Photography

Friday Cat Blogging: Cat Through Curtain

Cat Through Curtain

Pixel picked a good moment to sit up in the windowsill. This is probably my best cat photo to date.

Friday Cat Yawning

I'm just now wrapping up posting the second day of pictures from the June Washington trip, and included in them were some cat pictures, just in time for the Friday Cat Blogging tradition. I'm tired at this point, so it's only fair to show a tired cat:

Bellingham, 2005.06.19-11: Romulus yawning 2

Yes! June Washington pictures finished

Much delayed, it seems I have managed to complete all of the editing for the Washington hike photos in time to get everything sent out for the holidays. There were 471 total exposures (about a hundred less than I thought, when I first started editing, but I'd forgotten that my shoot rate tapered off towards the end of the trip), out of which I produced 274 final edited images. This number is deceptively low this pass; it doesn't take into account that there were lots of stitched images that condensed down into individual panoramas. Although the total number of resulting panoramas is still well into the single digits, their preparation took a surprising bulk of the time. Even using PTGUI, getting a pano just right could take an entire day.

First large panorama completed

I've stitched a few image pairs together before, but this weekend I completed my first cylindrical projection, 197° horizontal field of view over five images, using PTGUI to handle the stitching.

After the quality problems I had with my previous stitching attempts (one using Hugin, another using a trial version of PTGUI), I had been expecting not to generate particularly good results. I managed to pleasantly surprise myself, however, and without checking against the master stitching file, I can't find the seams in the result anymore, and I'm satisfied with the overall output quality. On top of that, the sepia version of a two-image stitch I did last week is going to end up in my collection as one of my best images yet.

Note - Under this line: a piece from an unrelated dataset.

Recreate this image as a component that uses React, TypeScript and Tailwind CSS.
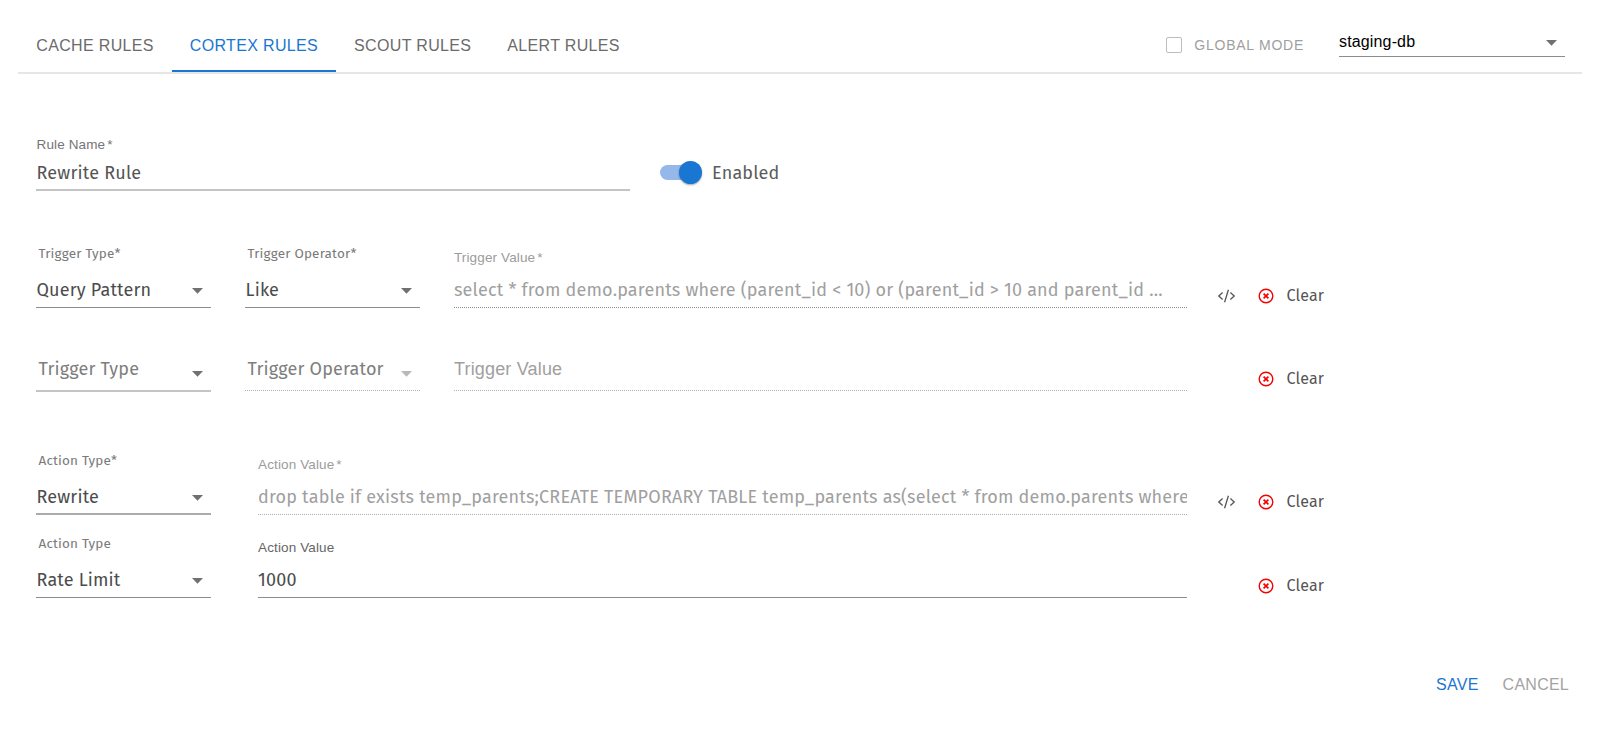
import type { ReactNode } from "react";

const humanist = "font-['Fira_Sans','Noto_Sans',sans-serif] tracking-[0.0105em]";

function Arrow({ className = "" }: { className?: string }) {
  return (
    <svg className={`h-[6px] w-[11px] shrink-0 ${className}`} viewBox="0 0 11 6">
      <path d="M0 0h11L5.5 5.7z" fill="currentColor" />
    </svg>
  );
}

function Tab({ children, active = false }: { children: ReactNode; active?: boolean }) {
  return (
    <div
      className={`h-[52px] border-b-2 pl-[18.25px] pr-[17.75px] pt-[14px] text-[16px] leading-6 tracking-[0.34px] ${
        active ? "border-[#1976d2] text-[#1976d2]" : "border-transparent text-[#6b6b6b]"
      }`}
    >
      {children}
    </div>
  );
}

type SelectProps = {
  label: string;
  value?: string;
  line: string;
  disabled?: boolean;
  className?: string;
};

function SelectField({ label, value, line, disabled = false, className = "" }: SelectProps) {
  return (
    <div className={`flex h-[64px] w-[175px] shrink-0 flex-col ${humanist} ${className}`}>
      {value ? (
        <>
          <div className="h-4 pl-[2.5px] text-[13.5px] leading-4 text-[#7a7a7a]">{label}</div>
          <div className={`mt-4 flex h-[30px] justify-between pr-2 ${line}`}>
            <span className="pl-[0.5px] text-[18px] leading-6 text-[#4c4c4c]">{value}</span>
            <Arrow className="mt-[10px] text-[#707070]" />
          </div>
        </>
      ) : (
        <div className={`mt-[28px] flex justify-between pr-2 ${disabled ? "h-[34px]" : "h-[35px]"} ${line}`}>
          <span className="pl-[2.5px] text-[18px] leading-6 text-[#7e7e7e]">{label}</span>
          <Arrow className={`mt-[14px] ${disabled ? "text-[#b8b8b8]" : "text-[#707070]"}`} />
        </div>
      )}
    </div>
  );
}

type InputProps = {
  label: string;
  value?: string;
  required?: boolean;
  disabled?: boolean;
  line: string;
  className?: string;
};

function InputField({ label, value, required = false, disabled = false, line, className = "" }: InputProps) {
  if (!value) {
    return (
      <div className={`h-[64px] shrink-0 pt-[28px] ${className}`}>
        <div className={`h-[34px] text-[18px] leading-6 tracking-[0.00938em] text-[#a0a0a0] ${line}`}>{label}</div>
      </div>
    );
  }
  return (
    <div className={`h-[64px] shrink-0 pt-1 ${className}`}>
      <div
        className={`h-4 text-[13.5px] leading-4 tracking-[0.00938em] ${disabled ? "text-[#9c9c9c]" : "text-[#666]"}`}
      >
        {label}
        {required && <span className="ml-[2px]">*</span>}
      </div>
      <div
        className={`mt-[12px] h-[30px] overflow-hidden whitespace-nowrap text-[18px] leading-6 ${humanist} ${
          disabled ? "text-[#a0a0a0]" : "text-[#4c4c4c]"
        } ${line}`}
      >
        {value}
      </div>
    </div>
  );
}

function RowActions({ code = false, className = "mt-[37.5px]" }: { code?: boolean; className?: string }) {
  return (
    <div className={`flex h-6 items-center pl-[30px] ${className}`}>
      <svg className={`h-[14px] w-[19px] ${code ? "" : "invisible"}`} viewBox="0 0 19 14" fill="none" stroke="#555">
        <path d="M5.6 3.6 1.8 7l3.8 3.4M13.4 3.6 17.2 7l-3.8 3.4M11.4.8 7.6 13.2" strokeWidth="1.3" />
      </svg>
      <svg className="ml-[22px] h-4 w-4" viewBox="0 0 16 16" fill="none" stroke="#f60000">
        <circle cx="8" cy="8" r="6.8" strokeWidth="1.4" />
        <path d="M5.6 5.6l4.8 4.8M10.4 5.6l-4.8 4.8" strokeWidth="1.7" />
      </svg>
      <span className={`ml-[12.5px] text-[16px] leading-6 text-[#555] ${humanist}`}>Clear</span>
    </div>
  );
}

const solidDark = "border-b border-[#8c8c8c]";
const solidSoft = "border-b-2 border-[#c4c4c4]";
const solidMid = "border-b-2 border-[#ababab]";
const dottedDark = "border-b border-dotted border-[#8c8c8c]";
const dottedSoft = "border-b border-dotted border-[#b0b0b0]";

export default function App() {
  return (
    <div className="h-[732px] w-[1600px] overflow-hidden bg-white font-['Liberation_Sans',Arial,sans-serif]">
      <header className="mx-[18px] flex h-[74px] justify-between border-b-2 border-[#e6e6e6] pt-5">
        <nav className="flex">
          <Tab>CACHE RULES</Tab>
          <Tab active>CORTEX RULES</Tab>
          <Tab>SCOUT RULES</Tab>
          <Tab>ALERT RULES</Tab>
        </nav>
        <div className="flex">
          <div className="mt-[17px] size-4 rounded-[2px] border-[1.5px] border-[#bdbdbd]" />
          <span className="ml-3 mt-[13px] text-[14px] leading-6 tracking-[0.75px] text-[#9f9f9f]">GLOBAL MODE</span>
          <div className="ml-[35px] mr-[17px] mt-[9px] flex h-[28px] w-[226px] justify-between border-b border-[#8c8c8c] pr-2">
            <span className="pt-px text-[16px] leading-6 tracking-[0.00938em] text-black">staging-db</span>
            <Arrow className="mt-[11px] text-[#707070]" />
          </div>
        </div>
      </header>

      <main className="px-9">
        <section className="flex h-[117px] pt-[63px]">
          <div className="w-[594px]">
            <div className="h-4 pl-[0.5px] text-[13.5px] leading-4 tracking-[0.00938em] text-[#757575]">
              Rule Name<span className="ml-[2px]">*</span>
            </div>
            <div className={`mt-2 h-[30px] pl-[0.5px] text-[18px] leading-6 text-[#545454] ${humanist} ${solidSoft}`}>
              Rewrite Rule
            </div>
          </div>
          <div className="ml-[30px] mt-[23.5px] flex h-6 items-center">
            <div className="flex h-[15px] w-[41px] items-center justify-end rounded-full bg-[#94b8e9]">
              <div className="-mr-px size-[23px] shrink-0 rounded-full bg-[#1976d2] shadow-[0_1px_2px_rgba(0,0,0,0.35)]" />
            </div>
            <span className={`ml-[11px] text-[18px] leading-6 text-[#5c5c5c] ${humanist}`}>Enabled</span>
          </div>
        </section>

        <section className="mt-[55px] flex h-[64px]">
          <SelectField label="Trigger Type*" value="Query Pattern" line={solidDark} />
          <SelectField className="ml-[34px]" label="Trigger Operator*" value="Like" line={solidDark} />
          <InputField
            className="ml-[34px] w-[733px]"
            label="Trigger Value"
            required
            disabled
            value="select * from demo.parents where (parent_id < 10) or (parent_id > 10 and parent_id ..."
            line={dottedDark}
          />
          <RowActions code />
        </section>
        <section className="mt-[19px] flex h-[64px]">
          <SelectField label="Trigger Type" line={solidSoft} />
          <SelectField className="ml-[34px]" label="Trigger Operator" line={dottedSoft} disabled />
          <InputField className="ml-[34px] w-[733px]" label="Trigger Value" line={dottedSoft} />
          <RowActions className="mt-[38px]" />
        </section>

        <section className="mt-[59.5px] flex h-[64px]">
          <SelectField label="Action Type*" value="Rewrite" line={solidMid} />
          <InputField
            className="ml-[47px] w-[929px]"
            label="Action Value"
            required
            disabled
            value="drop table if exists temp_parents;CREATE TEMPORARY TABLE temp_parents as(select * from demo.parents where"
            line={dottedSoft}
          />
          <RowActions code />
        </section>
        <section className="mt-[19.5px] flex h-[64px]">
          <SelectField label="Action Type" value="Rate Limit" line={solidDark} />
          <InputField className="ml-[47px] w-[929px]" label="Action Value" value="1000" line={solidDark} />
          <RowActions />
        </section>
      </main>

      <footer className="mt-[72.5px] flex justify-end pr-[31px] text-[16px] leading-6 tracking-[0.25px]">
        <button className="text-[#1976d2]">SAVE</button>
        <button className="ml-6 text-[#a3a3a3]">CANCEL</button>
      </footer>
    </div>
  );
}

Last of the June Salinas images have been posted

Out of a total of 28 images this batch, 19 were kept, but none were really much above snapshot quality. This does mean that I am finally getting to the Washington pictures, however.

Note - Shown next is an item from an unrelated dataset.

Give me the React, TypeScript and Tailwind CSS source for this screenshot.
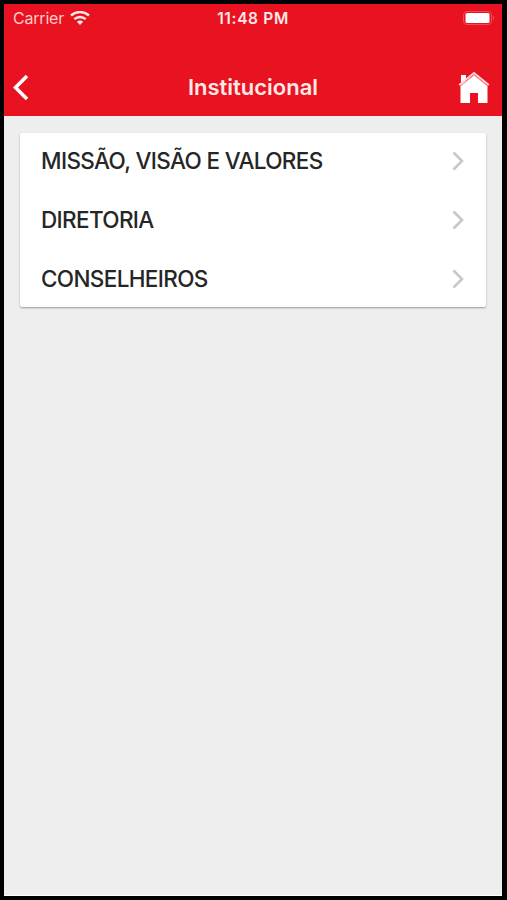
import React from 'react';

const menuItems = [
    { id: 'missao', label: 'MISSÃO, VISÃO E VALORES' },
    { id: 'diretoria', label: 'DIRETORIA' },
    { id: 'conselheiros', label: 'CONSELHEIROS' },
];

const WifiIcon: React.FC = () => (
    <svg width="20" height="15" viewBox="0 0 20 15" fill="none" stroke="#ffe9e7" strokeWidth="2.5">
        <path d="M1 4.5C6.2 -0.1 13.8 -0.1 19 4.5" />
        <path d="M4.3 8.2C7.6 5.2 12.4 5.2 15.7 8.2" />
        <path d="M10 14L6.9 10.8C8.7 9.2 11.3 9.2 13.1 10.8Z" fill="#ffe9e7" stroke="none" />
    </svg>
);

const BatteryIcon: React.FC = () => (
    <svg width="32" height="14" viewBox="0 0 32 14">
        <rect x="0.5" y="0.5" width="28" height="13" rx="3.5" fill="none" stroke="#f04a55" />
        <rect x="2.5" y="2" width="24" height="10" rx="1.5" fill="#fff" />
        <path d="M30 4.5C31.6 5.4 31.6 8.6 30 9.5Z" fill="#f04a55" />
    </svg>
);

const HomeIcon: React.FC = () => (
    <svg width="32" height="32" viewBox="0 0 32 32">
        <path d="M3 4H8V10L3 14Z" fill="#fff" />
        <path d="M2.5 15L16 4L29.5 15V32H20V22H12V32H2.5Z" fill="#fff" />
        <path d="M1.2 14L16 2L30.8 14" fill="none" stroke="#ffd5d6" strokeWidth="2" />
        <path d="M2.5 15L16 4.2L29.5 15" fill="none" stroke="#f7a0a5" strokeWidth="0.9" />
    </svg>
);

const Chevron: React.FC = () => (
    <svg width="12" height="20" viewBox="0 0 12 20" fill="none" stroke="#c7c7cb" strokeWidth="2.6">
        <path d="M1.5 1.5L10 10L1.5 18.5" />
    </svg>
);

export default function App() {
    return (
        <div className="h-[900px] w-[507px] bg-black pt-1 pr-[5px] pb-1 pl-1 font-['Inter',sans-serif]">
            <div className="flex h-full flex-col border-b border-white bg-[#eeeeee]">
                <header className="h-[112px] shrink-0 bg-[#e91220] text-[#ffe9e7]">
                    {/* Status bar */}
                    <div className="grid h-7 grid-cols-3 items-center pr-[7px] pl-[9px]">
                        <div className="flex items-center gap-1.5 text-[16px] text-[#ffc9c9]">
                            <span className="tracking-[-0.2px]">Carrier</span>
                            <WifiIcon />
                        </div>
                        <span className="pt-0.5 pr-0.5 text-center text-[15.5px] font-semibold tracking-[0.65px]">11:48 PM</span>
                        <div className="flex justify-end">
                            <BatteryIcon />
                        </div>
                    </div>

                    {/* Navigation bar */}
                    <div className="grid h-[84px] grid-cols-3 items-center pt-[26px] pr-[12px] pb-0 pl-[9px]">
                        <button className="w-4" aria-label="Voltar">
                            <svg width="16" height="26" viewBox="0 0 16 26" fill="none" stroke="#fff" strokeWidth="3.6">
                                <path d="M14 2L2.5 13.5L14 25" />
                            </svg>
                        </button>
                        <h1 className="pl-[3px] text-center text-[22px] font-semibold">Institucional</h1>
                        <button className="justify-self-end" aria-label="Início">
                            <HomeIcon />
                        </button>
                    </div>
                </header>

                <main className="px-4 pt-[17px]">
                    <ul className="flex flex-col gap-[3px] rounded-[2px] bg-white shadow-[0_1px_2px_rgba(0,0,0,0.35)]">
                        {menuItems.map((item) => (
                            <li key={item.id} className="flex h-14 items-center justify-between pr-[22px] pl-[21px]">
                                <span className="text-[22.5px] font-[450] tracking-[-0.64px] text-[#262626]">{item.label}</span>
                                <Chevron />
                            </li>
                        ))}
                    </ul>
                </main>
            </div>
        </div>
    );
}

San Juan Bautista pictures uploaded

I finally got around to finishing and uploading the San Juan Bautista pictures. From 39 exposures, there were 25 surviving images, and no candidates for Scenes.

A first user review of the Canon EF 24-105 f/4

A comparison was made at DPReview of the new 24-105 f/4 with the 24-70 f/2.8L, the 35 f/1.4L, the 70-200 f/2.8L, and the 70-300 DO IS lenses.

Quick summary of results:

The 24-105 is not so good at 24, spectacular from 35-50 (even matching the prime), good at 70 (better than the 24-70), and not so good at 105. It's stronger overall than the 24-70 from 35-70, but weaker at the wide-angle side.

Given these results, my own personal thoughts are that the availability of IS on this lens still makes it a better choice than the 24-70 for general walkaround use, despite the high cost ($1,250 at B&H), and weakness on either end of the zoom range, and inability to reach f/2.8. It creates an excellent overlap on a full-frame camera with the Canon 16-35 and the Sigma 80-400. The 24-70 f/2.8 may still be better for indoor shooting.

Friday Cat Blogging: Kittens and helicopters

Hurricane Katrina has greatly increased the population of both LSU and Baton Rouge in general. Not all of the newcomers are human. On the way home from work today, I encountered a not quite full grown calico kitten that I had never seen before, watching me warily from a distance. I managed to get off a few quick snapshots before someone approached it from the other side and it ran off.

Campus Calico Kitten

Shortly afterwards, a rescue helicopter passed almost directly overhead.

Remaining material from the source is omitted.